プレスリリース 2020年

国際会議「NeurIPS 2020」で論文が採択

~発話中の間を利用したノイズ除去~

2020年12月14日
ソフトバンク株式会社

ソフトバンク株式会社(以下「ソフトバンク」)は、2020年12月6日から12日までオンラインで開催された機械学習分野における世界最高峰の国際会議の一つである「Neural Information Processing Systems 2020」(以下「NeurIPS 2020」)において、ソフトバンクのIT本部アドバンスドテクノロジー推進室と米コロンビア大学が共同で執筆した論文(以下「本論文」)が採択されましたのでお知らせします。本論文はNeurIPS 2020で、研究成果として発表したものです。

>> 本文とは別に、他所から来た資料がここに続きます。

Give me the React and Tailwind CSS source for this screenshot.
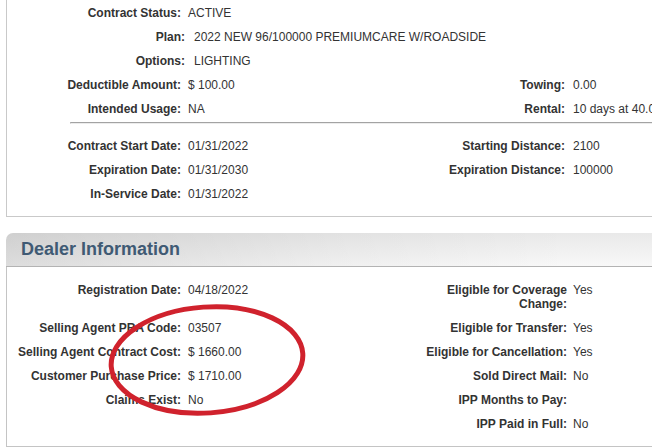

これまで数多くのノイズ除去の研究がされています。本論文は、心理学的見地から人が話をする時には間(発話をしていない短い時間)が存在することに着目し、その間に聞こえる音をノイズとして自動判定する他、発話中の数多くの間のノイズから、発話中のノイズを自動推定することで、ノイズ除去を行うことに成功したものです。これにより、これまで難しかった街中や繁華街でのざわめきの中から必要な発話のみの取り出しや、複数のマイクがないとできなかった音響エコーおよびバックグラウンドミュージックの除去が、1チャンネル(モノラル)で可能になりました。また、汎用的な手法であるため、日本語だけではなく、英語やスペイン語、中国語など、あらゆる言語にも適用可能となっています。

本論文の研究は、今後、通信における音声品質の向上や音声認識、機械翻訳、テレビ会議などの音声ソリューションでの活用が期待されます。

NeurIPS 2020で採択された本論文の詳細は、下記の通りです。

タイトル

Listening to Sounds of Silence for Speech Denoising
(和訳)間を利用した音声のノイズ除去

概要

本論文では、長年の課題であった音声のノイズ除去に対して、ディープラーニングモデルを提案している。本アプローチは、発話中の間(サイレントインターバル)に着目し、間に聞こえる他人の音声や音楽といった全ての音をノイズとしている。提案する音声ノイズ除去手法は、(a)間の自動検知、(b)発話中のノイズ推定、(c)ノイズ除去の三つの重要な要素から成り立っている(図)。これにより、ざわめきの中や音楽が流れている状況の音声から、必要な音声のみを一つのマイクで抽出することが可能になった。また、今回の手法は、機械学習におけるトレーニングデータに含まれない音声言語のノイズ除去も可能であることから、優れた一般化特性を持っていることを示している。

イメージ

ノイズ除去のために提案したディープラーニングモデル
図 ノイズ除去のために提案したディープラーニングモデル

NeurIPSについて

Neural Information Processing Systems(NeurIPS)は、機械学習分野のトップ会議として知られています。1987年に立ち上がり、NeurIPS 2020は34回目の会議となります。
機械学習分野において、NeurIPSは、International Conference on Machine Learning(ICML)と対をなす二つのトップ会議として認識されています。